Discographie riche de 40 titres : Schubert, Debussy, Fauré, Mendelssohn, Schumann, Brahms…
En 2020, pour le label La Dolce Volta : des Trios de Beethoven avec David Grimal et Anne Gastinel, qui sont multi-récompensés ; la 9ème Symphonie de Beethoven transcrite par Liszt pour deux pianos avec Cédric Pescia ; les Sonates de Schubert D.845 et D.850.
Philippe Cassard a présenté depuis 2005 plus de 650 émissions de « Notes du Traducteur » (Grand Prix de l’Académie Charles Cros et Prix de la Scam pour la « meilleure oeuvre sonore » en 2007) et de « Portraits de famille » sur France Musique.

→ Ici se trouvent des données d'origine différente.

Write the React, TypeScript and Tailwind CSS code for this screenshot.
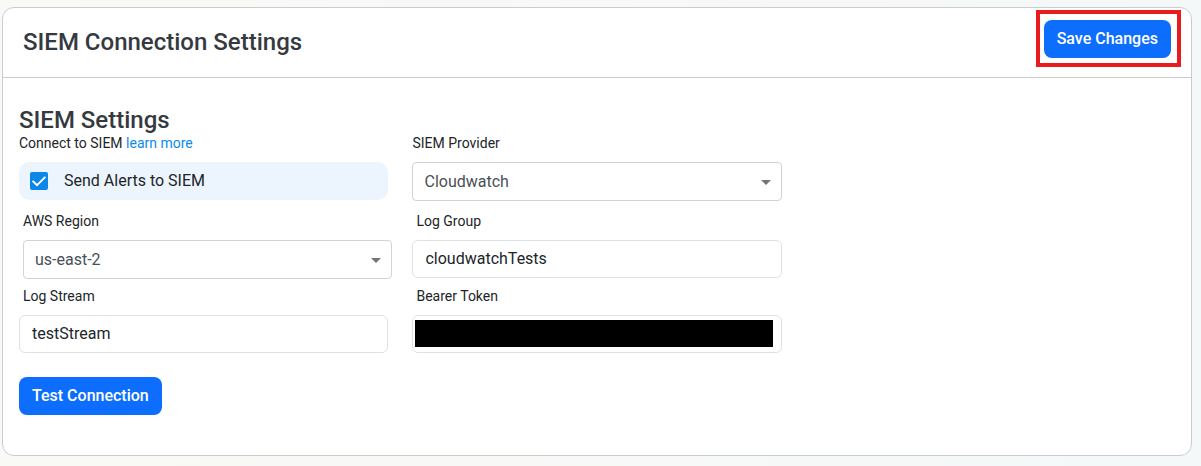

Il a écrit deux essais sur Schubert et Debussy (Actes Sud) et il est chroniqueur à L’Obs.
Natalie Dessay soprano
Philippe Cassard piano
Le duo s’est constitué en 2011 et a, depuis, donné plus de 80 récitals à travers le monde, dans les salles les plus prestigieuses : Carnegie Hall à New York, Suntory Hall à Tokyo, Philharmonie de Saint-Pétersbourg, Musikverein et Opéra de Vienne, Barbican à Londres, Théâtre des Champs-Élysées à Paris, Jordan Hall à Boston, Teatro Real à Madrid, La Monnaie à Bruxelles…
D’abord concentrés sur la Mélodie française avec un premier CD Debussy (Erato), unanimement accueilli, puis un deuxième avec des Mélodies de Poulenc, Fauré, Duparc, Chausson et Chabrier (Erato), Natalie Dessay et Philippe Cassard ont ajouté le Lied allemand à leur répertoire : Schubert (un CD Sony), Mendelssohn, Brahms, Clara Schumann, Alma Mahler, Pfitzner et Richard Strauss.